4. Key Claim Construction Positions

  • Claim 1 Preamble: Petitioner argued that the preamble reciting “providing out-of-vocabulary interpretation capabilities and for tolerating noise” is non-limiting. It was asserted to be a mere statement of intended purpose, as the steps in the claim body stand on their own and do not depend on the preamble for meaning or completeness.
  • “acoustic grammar”: Petitioner contended the term should be given its plain and ordinary meaning. However, Petitioner also argued that its invalidity grounds hold under two alternative constructions adopted in prior litigation involving a related patent: (1) “grammar of phonotactic rules of the English language that maps phonemes to syllables” (from district court litigation) and (2) “collection of the phonemes...linked together to form syllables, which are linked together to form the words of the language” (from a prior IPR).

5. Key Technical Contentions (Beyond Claim Construction)

  • Interchangeability of "Phone" and "Phoneme": A central technical argument was that a POSITA would have understood the terms “phone” (used in Bazzi) and “phoneme” (used in the claims) to be interchangeable for the purposes of the invention.
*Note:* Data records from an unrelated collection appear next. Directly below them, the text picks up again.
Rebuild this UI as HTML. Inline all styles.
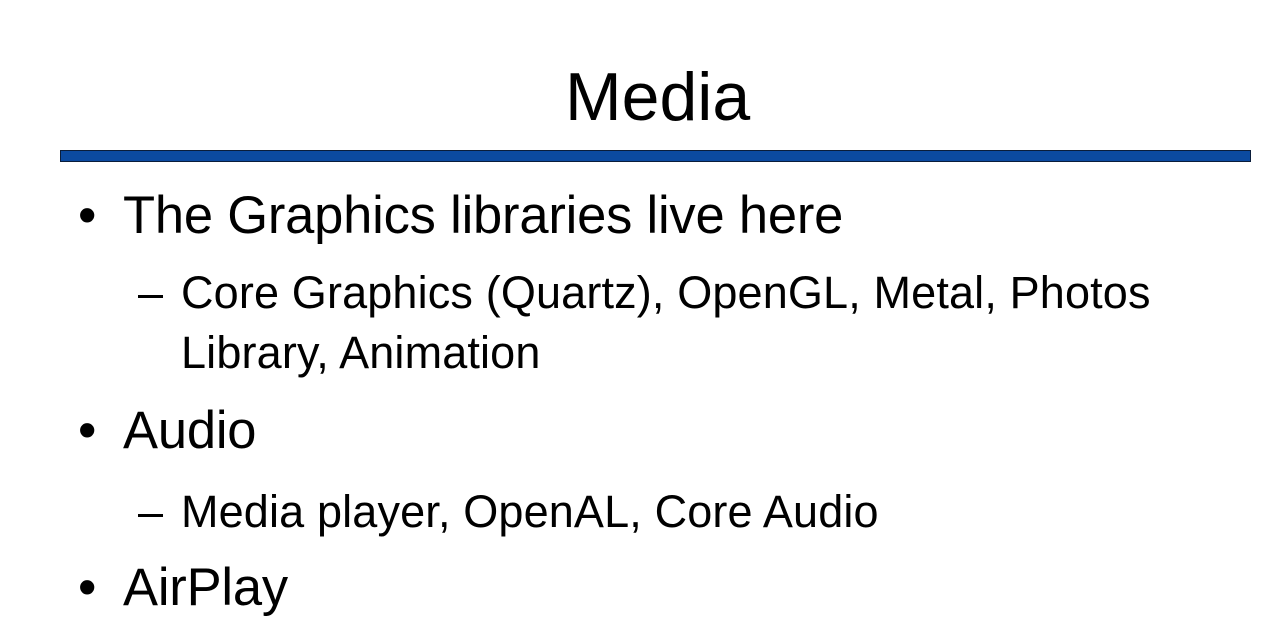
<!DOCTYPE html>
<html><head><style>
html,body{margin:0;padding:0;background:#fff;width:1288px;height:636px;overflow:hidden}
body{position:relative;font-family:"Liberation Sans",sans-serif;color:#000}
.t{position:absolute;white-space:nowrap;line-height:1}
.b{font-size:52.5px;letter-spacing:-0.2px}
.s{font-size:45px;letter-spacing:0.15px}
</style></head><body>
<div class="t" style="left:565px;top:63px;font-size:68px">Media</div>
<div style="position:absolute;left:60px;top:150px;width:1189px;height:10px;background:#0b4aa0;border:1px solid #0a1d3a"></div>
<div class="t b" style="left:78px;top:190px">•</div>
<div class="t b" style="left:123px;top:190px">The Graphics libraries live here</div>
<div class="t s" style="left:138px;top:270px">–</div>
<div class="t s" style="left:181px;top:270px">Core Graphics (Quartz), OpenGL, Metal, Photos</div>
<div class="t s" style="left:181px;top:330px">Library, Animation</div>
<div class="t b" style="left:78px;top:405px">•</div>
<div class="t b" style="left:123px;top:405px">Audio</div>
<div class="t s" style="left:138px;top:489px">–</div>
<div class="t s" style="left:181px;top:489px">Media player, OpenAL, Core Audio</div>
<div class="t b" style="left:78px;top:562px">•</div>
<div class="t b" style="left:123px;top:562px">AirPlay</div>
</body></html>
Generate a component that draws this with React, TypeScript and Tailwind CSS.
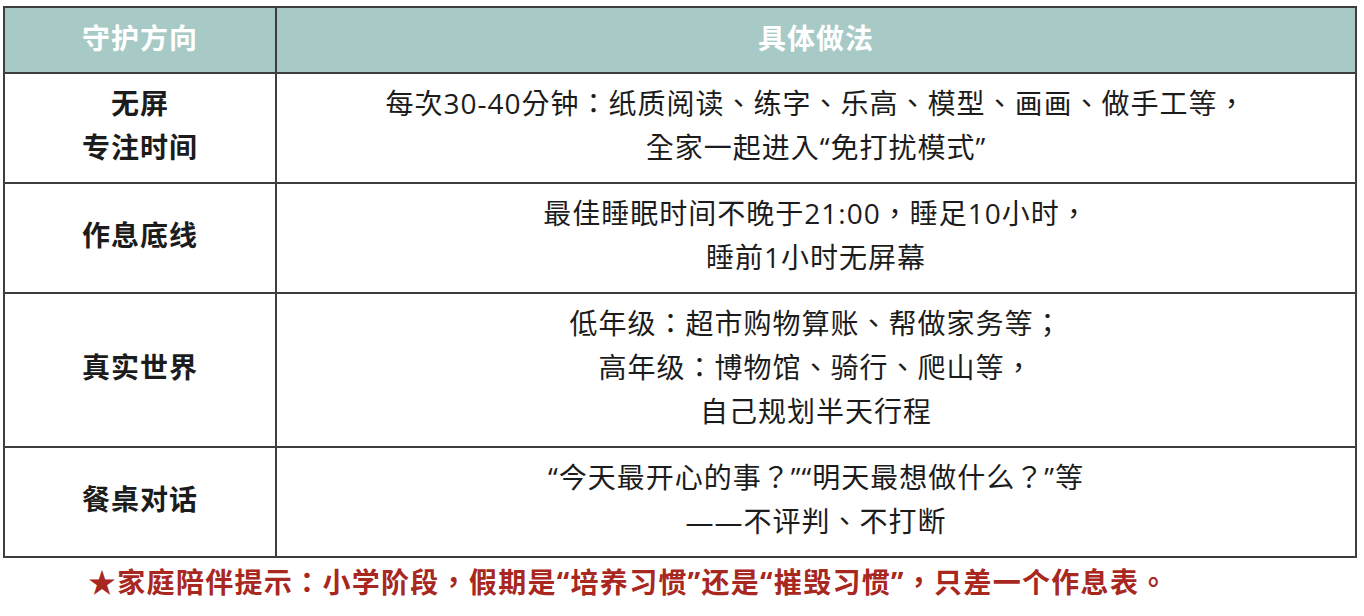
import React from "react";

const font = { fontFamily: '"Open Sans", "Noto Sans CJK TC", "Noto Sans CJK SC", sans-serif' };

const rows: { title: string[]; lines: string[] }[] = [
  {
    title: ["无屏", "专注时间"],
    lines: [
      "每次30-40分钟：纸质阅读、练字、乐高、模型、画画、做手工等，",
      "全家一起进入“免打扰模式”",
    ],
  },
  {
    title: ["作息底线"],
    lines: ["最佳睡眠时间不晚于21:00，睡足10小时，", "睡前1小时无屏幕"],
  },
  {
    title: ["真实世界"],
    lines: [
      "低年级：超市购物算账、帮做家务等；",
      "高年级：博物馆、骑行、爬山等，",
      "自己规划半天行程",
    ],
  },
  {
    title: ["餐桌对话"],
    lines: ["“今天最开心的事？”“明天最想做什么？”等", "——不评判、不打断"],
  },
];

export default function App() {
  return (
    <div className="bg-white w-[1364px] h-[616px] overflow-hidden" style={font}>
      <div className="pt-[6px] pl-[3px]">
        <table className="w-[1354px] border-collapse border-2 border-[#3d3d3d]">
          <thead>
            <tr className="bg-[#a7cac7]">
              <th className="w-[272px] h-[66px] pb-[4px] border-2 border-[#3d3d3d] text-white font-bold text-[28px] tracking-[1px] text-center align-middle">
                守护方向
              </th>
              <th className="h-[66px] pb-[4px] border-2 border-[#3d3d3d] text-white font-bold text-[28px] tracking-[1px] text-center align-middle">
                具体做法
              </th>
            </tr>
          </thead>
          <tbody>
            {rows.map((r, i) => (
              <tr key={i}>
                <td className="border-2 border-[#3d3d3d] text-center align-middle pt-[7px] pb-[13px] text-[28px] leading-[44px] tracking-[1px] font-bold text-[#1c1c1c]">
                  {r.title.map((t, j) => (
                    <div key={j}>{t}</div>
                  ))}
                </td>
                <td className="border-2 border-[#3d3d3d] text-center align-middle pt-[7px] pb-[13px] text-[28px] leading-[44px] tracking-[1px] font-normal text-[#1c1c1c]">
                  {r.lines.map((t, j) => (
                    <div key={j}>{t}</div>
                  ))}
                </td>
              </tr>
            ))}
          </tbody>
        </table>
        <div className="pl-[85px] pt-[6px] text-[28px] leading-[36px] tracking-[1.3px] font-bold text-[#a8271f]">
          ★家庭陪伴提示：小学阶段，假期是“培养习惯”还是“摧毁习惯”，只差一个作息表。
        </div>
      </div>
    </div>
  );
}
Petitioner supported this by citing prior art literature stating the terms are often used as synonyms in the field of speech recognition and argued that recognizing a phone (an acoustic realization) inherently results in recognition of its corresponding phoneme.

6. Relief Requested

  • Petitioner requested institution of an inter partes review and cancellation of claims 1-3 and 6 of the ’409 patent as unpatentable under 35 U.S.C. §103.